Basic computer network terminology.
YAML file format.
If you plan to use Amazon Web Services, an understanding of AWS terminology is also required.
All edX Analytics services are designed to be relocatable. This means that they do not require a particular configuration of virtual servers. You are free to choose how the services should be distributed among the resources you have available.
Most of the computation performed by the edX Analytics Pipeline is implemented as Map Reduce jobs that must be executed by a Hadoop cluster. You can scale your Hadoop cluster based on your current and projected data sizes. Hadoop clusters can be scaled vertically and horizontally as your data grows. For very small installations of Open edX, a single virtual server should be sufficiently powerful to process your data.
Amazon’s Elastic MapReduce (EMR) service offers preconfigured Hadoop clusters. If you are able to use Amazon Web Services (AWS), use of this service is recommended. Proper installation and configuration of Hadoop can be time consuming. For more information, see Using Elastic MapReduce on AWS.
Additionally, vendors such as Cloudera and MapR offer simplified Hadoop administration experiences.
Hadoop is a distributed system that consists of several different services. It is worth noting that they are Java services and require a non-trivial amount of memory to run. The high memory requirement might prevent you from running all services on the same virtual server if it does not have enough memory available.
The edX Analytics Data API responds to a small number of requests every time a page is loaded in edX Insights. Small installations can probably host both services on the same virtual server. Larger installations should consider hosting the services on more than one virtual server. A load balancer is recommended for each service that requires more than one virtual server.
The results of computations performed by the edX Analytics Pipeline are stored in a MySQL database. Even small installations should use a different MySQL server than the one used by the LMS. The edX Analytics Pipeline’s write patterns to the result store are more I/O intensive than usual. Placing both databases on the same server can degrade the performance of the LMS.
Scheduling executions of the edX Analytics Pipeline can be accomplished in many different ways. Any tool that can periodically execute shell commands should work. The simplest tool that can perform this task is cron. Jenkins is also a good candidate.
A small deployment might consist of a single master node and a single core node. The Scheduler is deployed to the master node and periodically executes the edX Analytics Data Pipeline on this server. Additionally, the edX Analytics API, edX Insights and result store are deployed to the master node. These services run continuously. For more information, see Using Elastic MapReduce on AWS.
A large scale deployment consists of a single master node, several core nodes, and many task nodes deployed into a public subnet of a Virtual Private Cloud.

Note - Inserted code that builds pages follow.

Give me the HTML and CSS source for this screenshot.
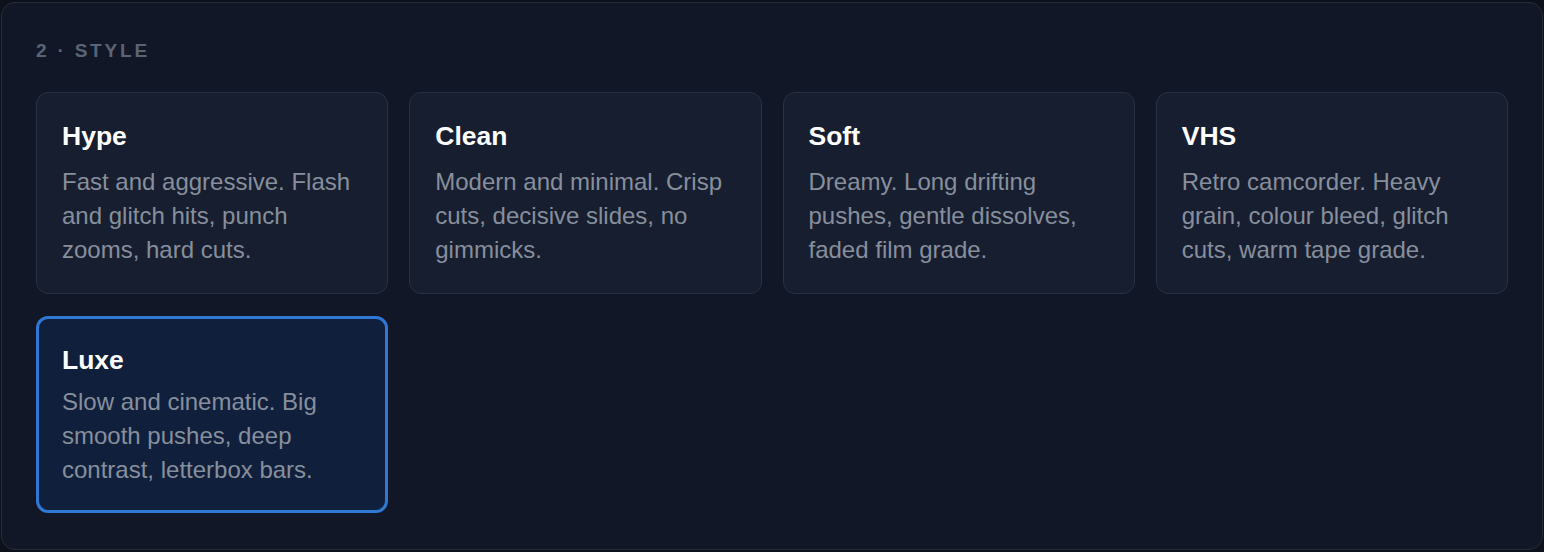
FILE: index.html
```html
<!DOCTYPE html>
<html lang="en">
<head>
    <meta charset="UTF-8">
    <meta name="viewport" content="width=device-width, initial-scale=1.0">
    <title>Style</title>
    <link rel="stylesheet" href="styles.css">
</head>
<body>
    <div class="panel">
        <div class="step-title">2 · Style</div>

        <div class="style-grid">
            <div class="style-card">
                <h3>Hype</h3>
                <p>Fast and aggressive. Flash and glitch hits, punch zooms, hard cuts.</p>
            </div>
            <div class="style-card">
                <h3>Clean</h3>
                <p>Modern and minimal. Crisp cuts, decisive slides, no gimmicks.</p>
            </div>
            <div class="style-card">
                <h3>Soft</h3>
                <p>Dreamy. Long drifting pushes, gentle dissolves, faded film grade.</p>
            </div>
            <div class="style-card">
                <h3>VHS</h3>
                <p>Retro camcorder. Heavy grain, colour bleed, glitch cuts, warm tape grade.</p>
            </div>
            <div class="style-card selected">
                <h3>Luxe</h3>
                <p>Slow and cinematic. Big smooth pushes, deep contrast, letterbox bars.</p>
            </div>
        </div>
    </div>
</body>
</html>
```

FILE: styles.css
```css
html, body {
    height: 100%;
}
body {
    font-family: "Liberation Sans", Arial, sans-serif;
    background-color: #0c111c;
    margin: 0;
    padding: 2px 1px 2px 1px;
    box-sizing: border-box;
}
.panel {
    background-color: #111726;
    border: 1px solid #262d3b;
    border-radius: 14px;
    padding: 36px 34px 36px 34px;
    height: 100%;
    box-sizing: border-box;
}
.step-title {
    color: #5b6474;
    font-size: 19px;
    font-weight: bold;
    line-height: 24px;
    letter-spacing: 2.8px;
    text-transform: uppercase;
    margin-bottom: 29px;
}
.style-grid {
    display: grid;
    grid-template-columns: repeat(4, 1fr);
    gap: 22px 21px;
}
.style-card {
    background-color: #171e2f;
    border: 1px solid #283043;
    border-radius: 12px;
    padding: 26px 25px 26px 25px;
    cursor: pointer;
}
.style-card h3 {
    color: #ffffff;
    font-size: 26.5px;
    line-height: 34px;
    margin: 0 0 12px 0;
}
.style-card p {
    color: #878f9d;
    font-size: 24px;
    line-height: 34px;
    margin: 0;
}
.style-card.selected {
    background-color: #101f3b;
    border: 3px solid #2f78d4;
    padding: 24px 23px 23px 23px;
}
.style-card.selected h3 {
    margin-bottom: 8px;
}
```
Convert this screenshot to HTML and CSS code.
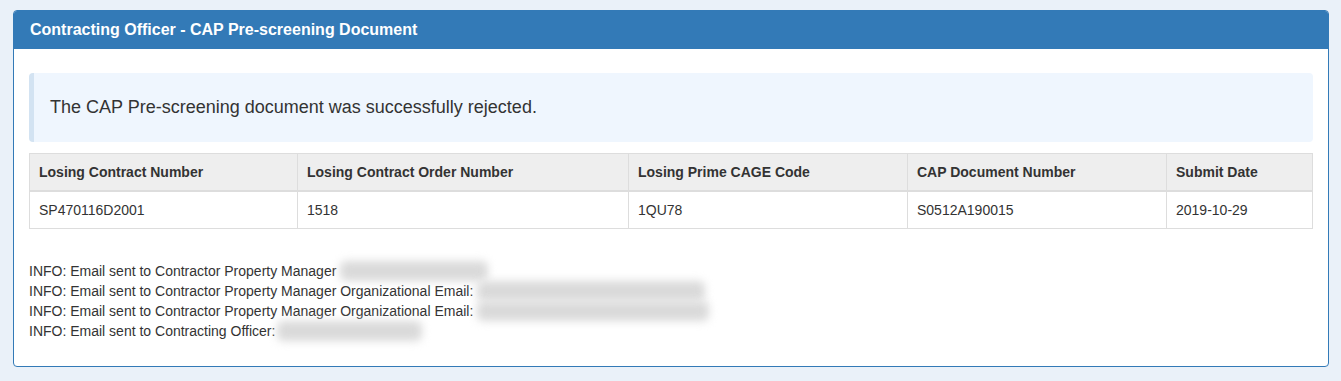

The edX Analytics API and edX Insights are each deployed into an auto-scaling group behind an Elastic Load Balancer which terminates SSL connections and distributes the load among the application servers. The application servers are deployed into a private subnet of the Virtual Private Cloud. A single virtual server is deployed into a private subnet to host the Scheduler. The Relational Database Service is used to deploy a MySQL server into a private subnet. The MySQL database will be used as the result store. For more information, see Using Elastic MapReduce on AWS.
A large deployment that does not use Elastic MapReduce requires additional configuration steps to establish a properly configured environment. A Hadoop cluster is deployed. The master node is considered the node that is running the Job Tracker service for Hadoop 1.X deployments or the Resource Manager service for Hadoop 2.X deployments. Hive and Sqoop are deployed to the master node. Several servers are deployed outside of the Hadoop cluster that host the remainder of the infrastructure. The edX Analytics API and edX Insights services are each deployed to at least one server. The Scheduler is deployed to another server. A MySQL database is deployed to a server that is configured to host a relational database.